Ia menjelaskan, apabila TNI memang memiliki data temuan yang mengarah pada dugaan tindak pidana, maka sebaiknya data tersebut diserahkan secara tertutup kepada pihak kepolisian agar dapat diproses secara hukum sesuai prosedur yang berlaku.
Hal kedua yang menjadi perhatian Prof Muradi adalah kecenderungan TNI untuk menunjukkan keunggulan teknologinya dalam kasus ini.
“Memang terlihat ada niatan dari TNI untuk show off, bahwa alat atau perangkat yang mereka miliki lebih canggih dibanding aparat penegak hukum lainnya,” katanya.

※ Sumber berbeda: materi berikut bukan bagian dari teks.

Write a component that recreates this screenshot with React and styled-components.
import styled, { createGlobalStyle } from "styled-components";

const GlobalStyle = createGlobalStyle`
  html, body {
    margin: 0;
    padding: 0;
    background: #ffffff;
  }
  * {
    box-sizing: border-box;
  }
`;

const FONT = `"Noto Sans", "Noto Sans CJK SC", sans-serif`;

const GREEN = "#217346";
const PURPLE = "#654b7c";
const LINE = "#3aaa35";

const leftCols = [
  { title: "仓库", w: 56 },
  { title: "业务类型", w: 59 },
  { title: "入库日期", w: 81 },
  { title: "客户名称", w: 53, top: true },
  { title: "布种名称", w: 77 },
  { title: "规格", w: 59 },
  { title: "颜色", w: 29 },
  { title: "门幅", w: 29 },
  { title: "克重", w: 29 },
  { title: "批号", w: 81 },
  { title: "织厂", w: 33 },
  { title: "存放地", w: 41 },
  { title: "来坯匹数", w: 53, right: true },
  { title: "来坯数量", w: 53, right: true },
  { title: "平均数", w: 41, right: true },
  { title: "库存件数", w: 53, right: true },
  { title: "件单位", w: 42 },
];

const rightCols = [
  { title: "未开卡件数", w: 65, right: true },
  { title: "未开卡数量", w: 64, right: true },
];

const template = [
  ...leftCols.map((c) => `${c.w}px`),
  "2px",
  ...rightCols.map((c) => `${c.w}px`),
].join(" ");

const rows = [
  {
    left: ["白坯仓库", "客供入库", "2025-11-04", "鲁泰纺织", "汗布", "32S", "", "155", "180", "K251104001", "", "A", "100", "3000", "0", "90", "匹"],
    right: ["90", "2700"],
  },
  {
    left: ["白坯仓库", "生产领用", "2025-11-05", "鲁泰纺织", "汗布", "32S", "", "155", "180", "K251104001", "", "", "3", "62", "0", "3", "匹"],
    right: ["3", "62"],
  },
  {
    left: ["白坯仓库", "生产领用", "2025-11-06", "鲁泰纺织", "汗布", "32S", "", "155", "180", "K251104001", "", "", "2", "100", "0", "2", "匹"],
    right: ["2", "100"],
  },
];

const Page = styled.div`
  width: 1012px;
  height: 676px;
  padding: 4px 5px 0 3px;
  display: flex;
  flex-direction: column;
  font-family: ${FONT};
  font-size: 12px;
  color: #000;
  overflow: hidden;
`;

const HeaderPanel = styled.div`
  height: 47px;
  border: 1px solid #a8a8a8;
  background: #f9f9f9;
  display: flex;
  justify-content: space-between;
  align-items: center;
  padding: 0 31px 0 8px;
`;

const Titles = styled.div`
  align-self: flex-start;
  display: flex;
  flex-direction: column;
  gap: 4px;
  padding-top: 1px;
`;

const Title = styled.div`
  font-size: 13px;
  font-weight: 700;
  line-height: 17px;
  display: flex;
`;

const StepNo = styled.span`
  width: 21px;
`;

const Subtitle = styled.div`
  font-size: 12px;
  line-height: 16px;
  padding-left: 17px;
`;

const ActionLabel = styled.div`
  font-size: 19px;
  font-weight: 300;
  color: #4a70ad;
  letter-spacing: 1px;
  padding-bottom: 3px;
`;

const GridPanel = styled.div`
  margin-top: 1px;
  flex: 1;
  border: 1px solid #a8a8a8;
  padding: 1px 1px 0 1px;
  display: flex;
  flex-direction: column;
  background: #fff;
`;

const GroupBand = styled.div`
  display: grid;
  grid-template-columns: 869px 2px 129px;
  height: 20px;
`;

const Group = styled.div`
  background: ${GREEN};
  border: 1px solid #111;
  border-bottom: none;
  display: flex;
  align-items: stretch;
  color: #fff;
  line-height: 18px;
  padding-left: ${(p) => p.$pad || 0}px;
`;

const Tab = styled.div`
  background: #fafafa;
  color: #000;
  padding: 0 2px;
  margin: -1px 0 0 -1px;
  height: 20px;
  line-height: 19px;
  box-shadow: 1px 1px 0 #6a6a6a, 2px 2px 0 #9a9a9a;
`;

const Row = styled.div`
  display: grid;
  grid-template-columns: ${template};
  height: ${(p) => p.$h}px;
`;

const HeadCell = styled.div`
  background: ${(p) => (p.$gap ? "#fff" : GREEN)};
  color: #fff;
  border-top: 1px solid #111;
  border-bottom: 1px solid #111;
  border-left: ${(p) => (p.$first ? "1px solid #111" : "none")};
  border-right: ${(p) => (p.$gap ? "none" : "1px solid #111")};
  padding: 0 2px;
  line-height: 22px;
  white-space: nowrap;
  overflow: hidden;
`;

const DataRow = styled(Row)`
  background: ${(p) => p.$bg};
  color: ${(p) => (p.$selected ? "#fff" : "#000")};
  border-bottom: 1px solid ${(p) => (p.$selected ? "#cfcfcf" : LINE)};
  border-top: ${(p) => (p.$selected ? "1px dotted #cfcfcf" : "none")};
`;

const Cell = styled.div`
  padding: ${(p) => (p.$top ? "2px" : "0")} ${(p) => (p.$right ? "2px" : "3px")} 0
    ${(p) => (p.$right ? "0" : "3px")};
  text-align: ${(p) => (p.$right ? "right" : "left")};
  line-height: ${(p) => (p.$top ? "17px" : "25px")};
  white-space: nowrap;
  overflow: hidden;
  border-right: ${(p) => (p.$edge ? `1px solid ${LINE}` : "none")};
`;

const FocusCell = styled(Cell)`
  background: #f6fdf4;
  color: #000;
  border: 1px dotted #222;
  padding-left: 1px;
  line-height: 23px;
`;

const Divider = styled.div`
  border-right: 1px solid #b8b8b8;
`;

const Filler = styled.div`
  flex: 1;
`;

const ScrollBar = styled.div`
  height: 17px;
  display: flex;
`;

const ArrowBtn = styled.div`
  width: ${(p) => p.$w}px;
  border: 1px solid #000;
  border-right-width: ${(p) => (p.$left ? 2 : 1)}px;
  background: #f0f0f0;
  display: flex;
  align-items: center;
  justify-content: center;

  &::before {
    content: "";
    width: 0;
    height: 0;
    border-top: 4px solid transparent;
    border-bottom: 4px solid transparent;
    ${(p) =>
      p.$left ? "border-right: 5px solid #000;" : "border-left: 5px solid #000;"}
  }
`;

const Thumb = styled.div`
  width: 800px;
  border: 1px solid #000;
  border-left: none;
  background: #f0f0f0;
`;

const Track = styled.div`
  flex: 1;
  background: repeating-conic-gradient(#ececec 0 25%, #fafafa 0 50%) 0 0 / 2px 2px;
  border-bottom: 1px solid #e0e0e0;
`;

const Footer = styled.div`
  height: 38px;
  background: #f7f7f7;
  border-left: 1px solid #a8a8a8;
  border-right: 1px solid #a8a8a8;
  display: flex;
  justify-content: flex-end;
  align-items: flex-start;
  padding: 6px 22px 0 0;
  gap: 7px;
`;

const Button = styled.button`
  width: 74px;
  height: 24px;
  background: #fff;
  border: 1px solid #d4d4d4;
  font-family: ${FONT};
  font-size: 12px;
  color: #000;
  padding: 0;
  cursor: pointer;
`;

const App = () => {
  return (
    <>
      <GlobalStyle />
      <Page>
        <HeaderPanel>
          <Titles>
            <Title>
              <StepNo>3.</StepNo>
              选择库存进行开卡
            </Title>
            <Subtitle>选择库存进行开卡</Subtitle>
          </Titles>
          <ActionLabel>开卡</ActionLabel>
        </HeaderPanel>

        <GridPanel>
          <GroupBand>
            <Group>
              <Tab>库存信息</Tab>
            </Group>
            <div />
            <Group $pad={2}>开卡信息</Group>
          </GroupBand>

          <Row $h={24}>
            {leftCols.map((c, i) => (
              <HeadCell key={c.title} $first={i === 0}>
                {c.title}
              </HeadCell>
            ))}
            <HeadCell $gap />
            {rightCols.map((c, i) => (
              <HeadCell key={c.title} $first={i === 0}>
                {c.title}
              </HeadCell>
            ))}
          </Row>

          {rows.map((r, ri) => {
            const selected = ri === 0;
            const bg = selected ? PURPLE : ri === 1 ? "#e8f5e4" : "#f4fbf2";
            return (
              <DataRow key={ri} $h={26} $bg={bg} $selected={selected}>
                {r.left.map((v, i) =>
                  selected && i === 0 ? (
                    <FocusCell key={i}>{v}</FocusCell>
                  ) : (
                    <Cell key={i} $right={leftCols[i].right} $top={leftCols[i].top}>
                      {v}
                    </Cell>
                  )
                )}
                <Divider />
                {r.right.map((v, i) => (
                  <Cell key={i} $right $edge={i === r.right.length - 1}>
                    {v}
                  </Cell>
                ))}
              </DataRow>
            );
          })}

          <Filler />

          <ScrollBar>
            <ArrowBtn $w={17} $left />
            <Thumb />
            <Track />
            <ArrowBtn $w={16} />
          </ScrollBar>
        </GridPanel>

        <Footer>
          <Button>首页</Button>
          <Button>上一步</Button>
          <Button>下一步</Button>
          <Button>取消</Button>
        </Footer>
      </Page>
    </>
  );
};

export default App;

Namun, lanjutnya, hal ini justru bisa menciptakan persepsi negatif terhadap institusi, apalagi bila langkah-langkah hukum dilakukan di ruang publik, bukan melalui mekanisme koordinasi internal antar-lembaga.
Menurut Prof Muradi, perlu ada kejelasan mengenai substansi tuduhan Ferry Irwandi. Apakah data yang disampaikan Ferry mengandung kebenaran atau tidak, menjadi titik penting yang harus diuji terlebih dahulu.
“Kalau memang Ferry punya data yang benar, maka lebih baik dilakukan uji kebenaran melalui mekanisme sharing data antara TNI dan Polri. Jangan langsung dibuka ke publik tanpa konfirmasi yang matang,” ujarnya.
Ia menambahkan bahwa praktik data sharing antar aparat seperti TNI, Polri, BIN, dan BAIS sudah lumrah, terutama dalam kasus-kasus seperti makar dan terorisme.
“Contohnya kemarin dalam penanganan kasus makar dan terorisme, ada sharing data antara BAIS dengan BIN. Mekanisme seperti ini seharusnya juga bisa diterapkan dalam kasus Ferry Irwandi,” lanjutnya.
Prof Muradi juga mengingatkan bahwa menjadikan pencemaran nama baik sebagai pasal utama dalam pelaporan bisa menjadi blunder. Ia menyarankan agar pendekatan hukum difokuskan pada apakah ada dugaan Ferry menggerakkan aksi unjuk rasa yang berpotensi menimbulkan kerusuhan.
“Kalau hanya unjuk rasa biasa, ya tidak ada masalah. Tapi jika sampai ada indikasi kerusuhan atau penjarahan, barulah masuk ke ranah pidana serius. Dan itu tentu menjadi wewenang polisi, bukan TNI,” jelasnya.
Prof Muradi juga mempertanyakan alasan dibalik pendekatan terbuka yang dilakukan TNI dalam konsultasi hukum ini.
“Kalau memang tujuannya memproses Ferry secara hukum, kenapa harus terbuka? Kenapa tidak melalui jalur tertutup dan koordinasi? Apakah ini hanya ingin memberi kesan bahwa Ferry sedang disasar untuk membuktikan tuduhannya?” pungkasnya.